Sunday, May 22, 2011

The Coming Storm—Sarah Palin Versus the Establishment…What Kind of Campaign Will She Run?

Brices Crossroads weighs in with an insightful piece about a potential Palin campaign. She has stated often it would not be a conventional campaign. I believe we, her supporters, are legion, and will rise up as soon as she makes her announcement to propel her to the nomination.  ~ teledude

Free Republic
by Brices Crossroads

As even the pundits are beginning to acknowledge, their two year long campaign to keep Sarah Palin out of the 2012 Presidential election has failed. She is going to run. Even the likes of Karl Rove acknowledge it at this point. Their strategy for stopping her will now shift in focus, but it will remain essentially the same. Smear and distract. The Establishment of both parties will continue the relentless ad hominems against her that have so far fallen like spent bullets at her feet. And they will try to distract her in any way possible by raising issues of their choosing and framing every issue through their leftist/politically correct prism. Their collective lack of imagination and creativity is, and always has been (at least as far back as 1976), their Achilles heel. Bound tightly to the conventional wisdom it produces, the Establishment is a mass of lummoxes, thinking and acting with a single, addled brain. The Beltway hive is essentially, and collectively, dead from the neck up. But enough about them.

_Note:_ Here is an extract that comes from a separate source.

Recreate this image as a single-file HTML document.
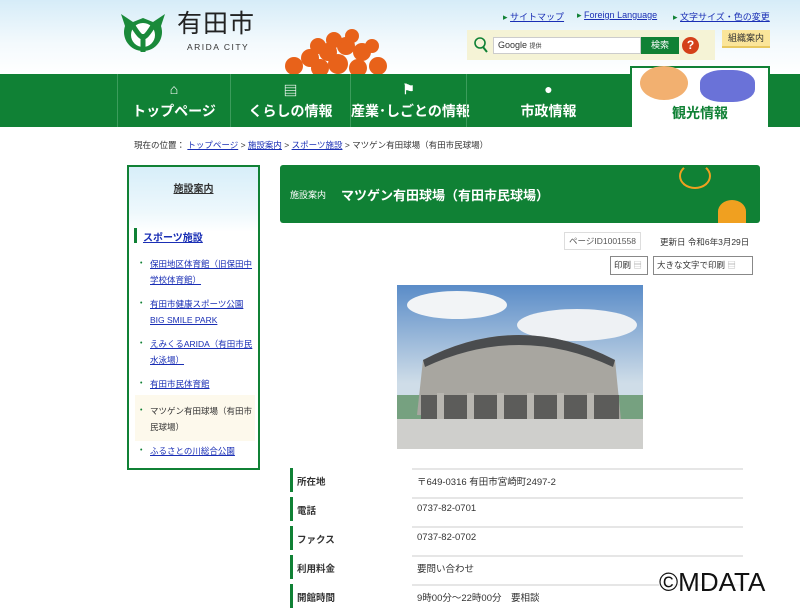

What kind of campaign can we expect from Governor Palin? No doubt it will be unconventional. She has said as much. She does not operate by consulting a playbook or according to the conventional wisdom. Her campaign will likely be a slash and burn operation against her opponents, replete with driving raids against sacred cows long held inviolable by the hive, with the Establishment moving its slow thighs in a vain effort to keep up. But these generalities aside, has Governor Palin, in her recent pronouncements, provided anything more specific? Do we have any ideas how she will operate both strategically and tactically? Having read and re-read some of her recent statements, I believe we do.

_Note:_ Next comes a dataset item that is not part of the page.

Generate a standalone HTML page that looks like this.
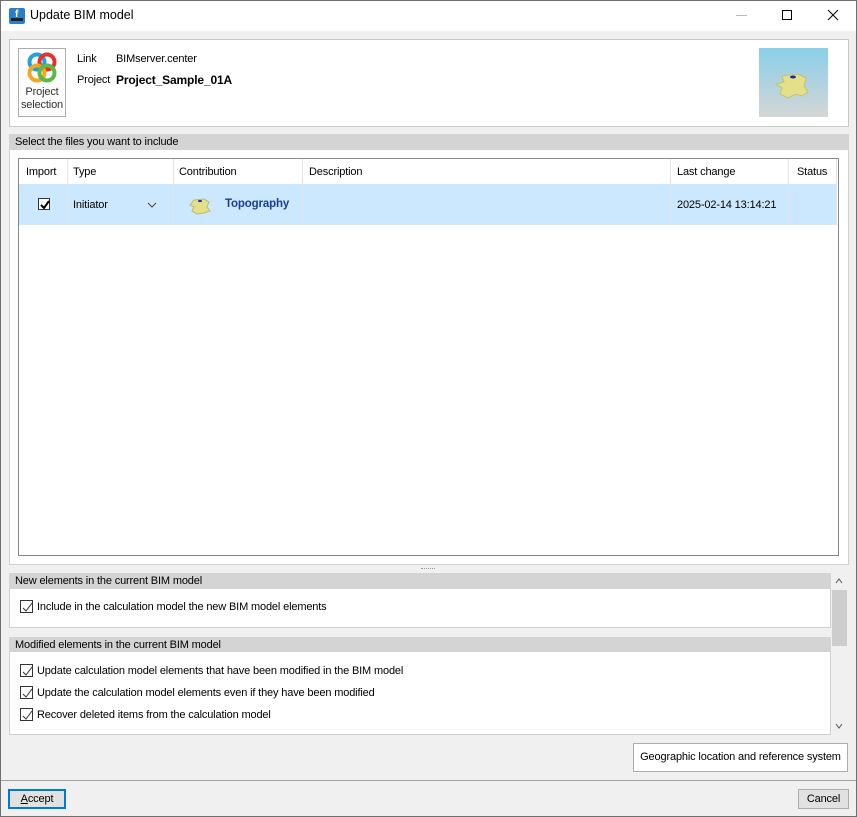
<!DOCTYPE html>
<html><head><style>
*{margin:0;padding:0;box-sizing:border-box}
body{width:857px;height:817px;position:relative;background:#f0f0f0;font-family:"Liberation Sans",sans-serif;font-size:11px;letter-spacing:-0.15px;color:#000;overflow:hidden}
.a{position:absolute}
.win{left:0;top:0;width:857px;height:817px;border:1px solid #707070}
.hdr{background:#d4d4d4;height:16px;line-height:16px;padding-left:6px}
.cb{position:absolute;width:13px;height:13px;border:1px solid #333;background:#fff}
.cb svg{position:absolute;left:1px;top:1px}
.col{position:absolute;top:159px;height:66px;border-left:1px solid #e5e5e5}
</style></head><body>
<div class="a win"></div>
<div class="a" style="left:1px;top:1px;width:855px;height:30px;background:#fff"></div>
<div class="a" style="left:9px;top:8px;width:16px;height:16px;background:#2a7fc9;border-radius:2px"><div class="a" style="left:2px;top:10px;width:12px;height:3px;background:#222"></div><div class="a" style="left:6px;top:2px;color:#fff;font-size:10px;line-height:10px;font-weight:bold">f</div></div>
<div class="a" style="left:30px;top:8px;font-size:12.5px;letter-spacing:0">Update BIM model</div>
<div class="a" style="left:736px;top:15px;width:11px;height:1px;background:#bbb"></div>
<div class="a" style="left:782px;top:10px;width:10px;height:10px;border:1px solid #000"></div>
<svg class="a" style="left:827px;top:9px" width="12" height="12"><path d="M1 1L11 11M11 1L1 11" stroke="#000" stroke-width="1"/></svg>

<div class="a" style="left:9px;top:39px;width:840px;height:88px;background:#fff;border:1px solid #c8c8c8"></div>
<div class="a" style="left:18px;top:48px;width:48px;height:69px;border:1px solid #adadad;background:#fdfdfd"></div>
<svg class="a" style="left:25px;top:51px" width="34" height="34" viewBox="0 0 34 34">
<circle cx="12" cy="11" r="7.5" fill="none" stroke="#1fa3d9" stroke-width="4"/>
<circle cx="22" cy="11" r="7.5" fill="none" stroke="#e2342d" stroke-width="4"/>
<circle cx="12" cy="22" r="7.5" fill="none" stroke="#f5a623" stroke-width="4"/>
<circle cx="22" cy="22" r="7.5" fill="none" stroke="#5fb84a" stroke-width="4"/>
</svg>
<div class="a" style="left:18px;top:86px;width:48px;text-align:center;line-height:13px;color:#333">Project<br>selection</div>
<div class="a" style="left:77px;top:53px">Link</div>
<div class="a" style="left:116px;top:53px">BIMserver.center</div>
<div class="a" style="left:77px;top:74px">Project</div>
<div class="a" style="left:116px;top:73px;font-weight:bold;font-size:12px">Project_Sample_01A</div>
<div class="a" style="left:759px;top:48px;width:69px;height:69px;background:linear-gradient(#8acfe9,#d4d6d6)"></div>
<svg class="a" style="left:774px;top:70px" width="36" height="32"><path d="M8 6L24 4L32 8L30 16L34 22L28 26L22 24L14 28L6 24L8 18L2 14L10 12Z" fill="#e4e08a" stroke="#c8c070"/><ellipse cx="19" cy="7" rx="3" ry="1.5" fill="#1a2a9a"/></svg>

<div class="a hdr" style="left:9px;top:134px;width:840px">Select the files you want to include</div>
<div class="a" style="left:9px;top:150px;width:840px;height:415px;background:#fff;border:1px solid #d0d0d0;border-top:none"></div>
<div class="a" style="left:18px;top:158px;width:821px;height:398px;border:1px solid #828790;background:#fff"></div>
<div class="a" style="left:19px;top:184px;width:817px;height:41px;background:#cce8ff"></div>
<div class="col" style="left:67px"></div><div class="col" style="left:173px"></div><div class="col" style="left:302px"></div><div class="col" style="left:670px"></div><div class="col" style="left:788px"></div><div class="col" style="left:836px"></div>
<div class="a" style="left:26px;top:166px">Import</div>
<div class="a" style="left:73px;top:166px">Type</div>
<div class="a" style="left:179px;top:166px">Contribution</div>
<div class="a" style="left:309px;top:166px">Description</div>
<div class="a" style="left:677px;top:166px">Last change</div>
<div class="a" style="left:797px;top:166px">Status</div>
<div class="cb" style="left:38px;top:198px;width:12px;height:12px"><svg width="10" height="10"><path d="M1 5L4 8L9 1" stroke="#000" stroke-width="2" fill="none"/></svg></div>
<div class="a" style="left:73px;top:199px">Initiator</div>
<svg class="a" style="left:147px;top:202px" width="10" height="6"><path d="M1 1L5 5L9 1" stroke="#444" fill="none"/></svg>
<svg class="a" style="left:189px;top:197px" width="22" height="18"><path d="M5 3L15 2L20 5L18 10L21 14L15 16L8 17L3 14L5 10L1 8Z" fill="#e4e08a" stroke="#c0b870"/><ellipse cx="11" cy="4" rx="2" ry="1" fill="#1a2a9a"/></svg>
<div class="a" style="left:225px;top:198px;font-weight:bold;color:#1c3e94;font-size:11.5px">Topography</div>
<div class="a" style="left:677px;top:199px">2025-02-14 13:14:21</div>

<div class="a" style="left:421px;top:568px;width:14px;height:1px;border-top:1px dotted #999"></div>

<div class="a hdr" style="left:9px;top:573px;width:822px">New elements in the current BIM model</div>
<div class="a" style="left:9px;top:589px;width:822px;height:39px;background:#fff;border:1px solid #d0d0d0;border-top:none"></div>
<div class="cb" style="left:20px;top:600px"><svg width="11" height="11"><path d="M1 6L4 9L10 1" stroke="#333" stroke-width="1" fill="none"/></svg></div>
<div class="a" style="left:37px;top:601px">Include in the calculation model the new BIM model elements</div>

<div class="a hdr" style="left:9px;top:637px;width:822px">Modified elements in the current BIM model</div>
<div class="a" style="left:9px;top:652px;width:822px;height:83px;background:#fff;border:1px solid #d0d0d0;border-top:none"></div>
<div class="cb" style="left:20px;top:664px"><svg width="11" height="11"><path d="M1 6L4 9L10 1" stroke="#333" fill="none"/></svg></div>
<div class="a" style="left:37px;top:665px">Update calculation model elements that have been modified in the BIM model</div>
<div class="cb" style="left:20px;top:686px"><svg width="11" height="11"><path d="M1 6L4 9L10 1" stroke="#333" fill="none"/></svg></div>
<div class="a" style="left:37px;top:687px">Update the calculation model elements even if they have been modified</div>
<div class="cb" style="left:20px;top:708px"><svg width="11" height="11"><path d="M1 6L4 9L10 1" stroke="#333" fill="none"/></svg></div>
<div class="a" style="left:37px;top:709px">Recover deleted items from the calculation model</div>

<div class="a" style="left:831px;top:573px;width:17px;height:162px;background:#f0f0f0"></div>
<div class="a" style="left:832px;top:590px;width:15px;height:56px;background:#cdcdcd"></div>
<svg class="a" style="left:835px;top:578px" width="8" height="6"><path d="M1 5L4 1L7 5" stroke="#555" fill="none"/></svg>
<svg class="a" style="left:835px;top:723px" width="8" height="6"><path d="M1 1L4 5L7 1" stroke="#555" fill="none"/></svg>

<div class="a" style="left:633px;top:743px;width:215px;height:29px;border:1px solid #adadad;background:#fff;text-align:center;line-height:27px;white-space:nowrap">Geographic location and reference system</div>

<div class="a" style="left:1px;top:780px;width:855px;height:1px;background:#a0a0a0"></div>
<div class="a" style="left:1px;top:781px;width:855px;height:35px;background:#f0f0f0"></div>
<div class="a" style="left:8px;top:789px;width:58px;height:20px;border:2px solid #0078d7;background:#e1e1e1;text-align:center;line-height:16px"><u>A</u>ccept</div>
<div class="a" style="left:798px;top:789px;width:51px;height:20px;border:1px solid #adadad;background:#e1e1e1;text-align:center;line-height:18px">Cancel</div>
</body></html>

With regard to her strategic approach, I think a window into her strategy can be gleaned from her very well received speech at the Reagan ranch, on the occasion of the Gipper’s 100th birthday in February. Her warm embrace of Ronald Reagan, which was so appropriate to this occasion, somewhat obscured the clues she very clearly delivered about the kind of campaign she intends to run. I myself believe that she intends to run not just against Barack Obama’s domestic policies, but against all of the domestic policies, especially fiscal ones, since Reagan’s term ended in 1989.

And while there was no direct reference to the two Bush Administrations or to the Clinton Administration (which was spawned by the missteps of the first Bush), Palin very adroitly took them both to task and, at the same time, defended the Gipper. Noting that, by the time he left office, President Reagan had defeated the expansionist ideology of the [big government] Great Society, she lamented that: "If history teaches us anything, it is that bad ideas are never gone for good. FOR THE LAST TWO DECADES, WE HAVE SEEN BIG GOVERNMENT SLOWLY ENCROACH ON US. IT WAS SUBTLE AT FIRST, COUCHED IN THE LANGUAGE OF PROGRESS AND COMPASSION. But when the financial crisis erupted in 2008, big government rose up and presumptuously declared itself the answer to our problems...."

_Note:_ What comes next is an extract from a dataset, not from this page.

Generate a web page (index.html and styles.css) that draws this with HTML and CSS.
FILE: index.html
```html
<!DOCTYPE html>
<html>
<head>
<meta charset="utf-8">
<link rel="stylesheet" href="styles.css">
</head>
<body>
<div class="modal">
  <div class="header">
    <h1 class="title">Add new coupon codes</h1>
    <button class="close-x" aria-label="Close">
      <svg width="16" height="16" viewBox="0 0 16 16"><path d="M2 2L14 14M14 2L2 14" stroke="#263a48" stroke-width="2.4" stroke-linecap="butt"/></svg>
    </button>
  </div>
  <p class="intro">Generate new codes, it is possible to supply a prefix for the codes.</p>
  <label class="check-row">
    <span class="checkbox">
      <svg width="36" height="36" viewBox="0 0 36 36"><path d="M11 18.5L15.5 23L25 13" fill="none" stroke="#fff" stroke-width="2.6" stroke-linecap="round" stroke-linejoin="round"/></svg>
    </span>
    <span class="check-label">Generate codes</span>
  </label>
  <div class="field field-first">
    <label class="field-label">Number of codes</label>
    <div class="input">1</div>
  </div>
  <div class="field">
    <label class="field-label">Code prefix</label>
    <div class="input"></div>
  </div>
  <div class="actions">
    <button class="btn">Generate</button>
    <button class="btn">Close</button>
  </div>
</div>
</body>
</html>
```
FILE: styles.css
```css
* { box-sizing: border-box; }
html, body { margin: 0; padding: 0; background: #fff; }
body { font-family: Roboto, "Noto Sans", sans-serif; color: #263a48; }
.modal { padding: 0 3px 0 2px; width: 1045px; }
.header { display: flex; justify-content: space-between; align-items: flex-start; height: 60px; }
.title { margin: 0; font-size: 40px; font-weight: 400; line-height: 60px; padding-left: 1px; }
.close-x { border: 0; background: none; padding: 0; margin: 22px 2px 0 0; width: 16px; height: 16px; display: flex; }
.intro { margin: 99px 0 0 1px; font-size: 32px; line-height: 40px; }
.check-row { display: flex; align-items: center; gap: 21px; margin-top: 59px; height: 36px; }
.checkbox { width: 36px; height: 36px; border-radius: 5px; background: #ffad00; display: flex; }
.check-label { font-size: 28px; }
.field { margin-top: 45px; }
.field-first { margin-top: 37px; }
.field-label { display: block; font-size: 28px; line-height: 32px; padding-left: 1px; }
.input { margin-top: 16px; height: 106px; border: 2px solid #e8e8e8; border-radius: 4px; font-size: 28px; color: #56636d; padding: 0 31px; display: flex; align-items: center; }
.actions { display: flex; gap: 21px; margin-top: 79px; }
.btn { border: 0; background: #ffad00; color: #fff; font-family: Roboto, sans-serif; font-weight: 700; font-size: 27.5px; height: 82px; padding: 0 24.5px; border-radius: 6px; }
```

Palin deftly juxtaposed Reagan's success in defeating the expansionist ideology of big government with the current failures of the same big government ideology, which BEGAN under the guise of "compassion" (whether "kinder and gentler" or "compassionate conservatism") during the first Bush Administration. In labeling this so-called "kinder and gentler" euphemism for what it is: the old "big government" bad idea dressed up in drag, Palin at once mounted a long overdue defense of Reagan's real legacy and separated herself not only from the crescendo of this ideology, personified in Barack Obama, but from the "two decades" of its "subtle encroachment" by Bush-Clinton-Bush, without which Obama would never have been possible in the first place.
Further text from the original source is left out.